Agario (2015) is one of those beautifully simple games that enables many interesting forms of emergent play with few mechanics. You are a blob who can eat anything smaller than you. When you do, you grow and get a little slower. You can perform 2 moves: one launches half of your mass forward for a move that can be used offensively to attack a smaller blob or defensively to abandon half your mass in an effort to survive being cornered. Your other move launches a small piece of your mass forward, which is sometimes used for baiting other players, but more often used to “feed” other blobs.
So basically, Agario is a game about consumption: both the aggressive, taking kind and the supportive, giving kind.
The game harkens back to an age of simple but addictive arcade games, approachable to new players but difficult to master, and wildly fun to play with friends. Agario is interruptible for quick sessions, but engaging enough to capture you for hours. It’s the first game in months to motivate me to call friends over for a LAN-party: cries of anguish, betrayal, and triumph are felt so much more viscerally in person than over voice chat. Consumption is the core experience of the game—indeed, the power fantasy underlying the game’s appeal—and I find it more satisfying than I’d like to admit. Moreover, I love the dynamics that have emerged around giving and sacrifice as communication.

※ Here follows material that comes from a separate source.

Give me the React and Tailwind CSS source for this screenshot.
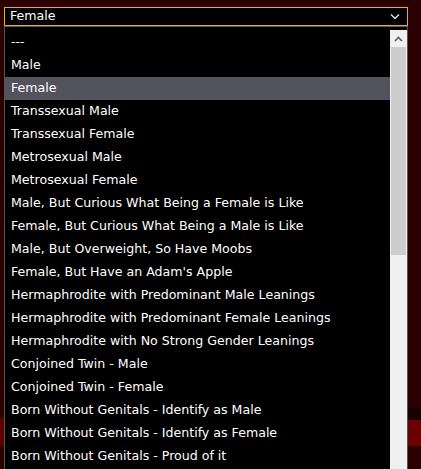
import React from "react";

const items = [
  "---",
  "Male",
  "Female",
  "Transsexual Male",
  "Transsexual Female",
  "Metrosexual Male",
  "Metrosexual Female",
  "Male, But Curious What Being a Female is Like",
  "Female, But Curious What Being a Male is Like",
  "Male, But Overweight, So Have Moobs",
  "Female, But Have an Adam's Apple",
  "Hermaphrodite with Predominant Male Leanings",
  "Hermaphrodite with Predominant Female Leanings",
  "Hermaphrodite with No Strong Gender Leanings",
  "Conjoined Twin - Male",
  "Conjoined Twin - Female",
  "Born Without Genitals - Identify as Male",
  "Born Without Genitals - Identify as Female",
  "Born Without Genitals - Proud of it",
];

export default function App() {
  return (
    <div
      className="relative w-[421px] h-[469px] overflow-hidden bg-[#2a0000] text-white"
      style={{ fontFamily: '"DejaVu Sans", Verdana, sans-serif' }}
    >
      <div className="absolute left-0 top-[418px] w-[4px] h-[28px] bg-[#5a0000]" />
      <div className="absolute left-[408px] top-[420px] w-[13px] h-[26px] bg-[#6a0000]" />
      <div className="absolute left-[408px] top-[407px] w-[13px] h-[13px] bg-[#1a0000]" />
      <div className="pt-[7px] pl-[4px] w-[408px]">
        <div className="h-[19px] border border-[#e8b400] bg-black flex items-center pl-[5px] pr-[6px]">
          <span className="flex-1 text-[12.6px] leading-none">Female</span>
          <svg width="10" height="7" viewBox="0 0 10 7" className="mr-[1px]">
            <path d="M1 1.5 L5 5.5 L9 1.5" stroke="#e6e6e6" strokeWidth="1.4" fill="none" />
          </svg>
        </div>
        <div className="relative h-[460px] border-x border-t border-[#555] bg-black flex">
          <div className="flex-1 pt-[4px]">
            {items.map((t, i) => (
              <div
                key={i}
                className={
                  "h-[23px] flex items-center pl-[6px] text-[12.6px] whitespace-nowrap " +
                  (i === 2 ? "bg-[#53535e]" : "")
                }
              >
                {t}
              </div>
            ))}
          </div>
          <div className="w-[17px] mt-[3px] bg-[#f0f0f0] flex flex-col">
            <div className="h-[17px] flex items-center justify-center">
              <svg width="9" height="6" viewBox="0 0 9 6">
                <path d="M1 5 L4.5 1.5 L8 5" stroke="#606060" strokeWidth="1.6" fill="none" />
              </svg>
            </div>
            <div className="mx-[1px] h-[208px] bg-[#cdcdcd]" />
          </div>
        </div>
      </div>
    </div>
  );
}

The surface goals of Agario are to dominate all of the other blobs, to consume them all until you are the biggest. Despite such an aggressive and cynical goal, in practice, reaching a huge mass is most easily achievable by teaming up with at least one other blob, allowing yourselves to split and feed each other while you attack outsiders. With no in-game chat or communication tools, a player might call for an alliance by offering up their own mass for feeding. This rudimentary act of giving is understood to be one of generosity, and many players will leave weaker players alone if they make such an offering. Others won’t. So it goes.
The mechanics are abstract enough that many symbolic interpretations are easy to read into them. Players are quick to name their blobs for something they associate with dominance or superiority. Brand loyalism is rampant, with consumer fandom battles playing out on the Agario field via blobs named “Apple” and “PC” vying to consume all others and grow the largest. Other players choose names that signal growth or consumptive largeness—“Kanye’s Ego” is one of my favorites—while still others name their blobs after celestial bodies. Names can be used to signal alliance or opposition: you might see “Sun” and “Moon” working together while “Coke” and “Pepsi” battle it out. Some names automatically add an image to your blob, and one of the few disappointing aspects of the game is the limited sets of skins, namely, the skins the developers found it most prudent to add first.
Skins are an acknowledgement that the developers recognize the rhetoric of their game and have included some art to make it more concrete. For example, changing your name to “Nasa” might change your background to the Nasa logo. The very fact that this logo was given the extra development time to create art for it means that representing Nasa in the game is something the developers thought players would want. But despite this opportunity for fun character customization, the list of skins feels like it was created by trolls. For example the websites the developers felt warranted skins are Reddit, 2chan, 4chan, and 8chan (yes, all 3), Facepunch, Tumblr, and 9gag, all sites vehemently attacked or defended by a certain class of Troll Gamer, and the omission of other sites feels remarkably myopic. The list of concepts that received art development resources betrays either very narrowly-focused developers or an expectation for their players to be Gamer caricatures. But the developers take suggestions for future skins, so hopefully we can expect better in the future, and all skins and names are toggleable.
Still, Agario is overall a very solid experience—a few server lag spikes aside. Play seems to have 3 distinct phases with different strategies depending on your size, and all of them feel well-balanced. It would be easy in these games for the huge to dominate everyone, but the tuning of speed to size and the risk inherent in splitting makes for a well-tuned experience suited to both cooperation and competition. And everything can change in an instant.
The top level of play is balanced by green spiky terrain blobs (called viruses) that offer protective hiding places for smaller blobs, and if eaten will cause large blobs to temporarily split into several smaller, more vulnerable pieces. Feeding these can split and “shoot” them at other huge players. “Obama” may have worked together with “Hilary Clinton” to reach a huge mass, but if Obama makes a false step and eats a virus, Hilary will be quick to consume his pieces. After all, if she doesn’t, someone else will, maybe “Donald Trump”.
Or maybe Obama will purposefully eat a virus to allow Hilary to consume him. That way, Hilary can grow large enough to eat Donald Trump. Maybe she’ll reward Obama for his troubles by feeding him part of her mass.
Or maybe she’ll just eat him and move on.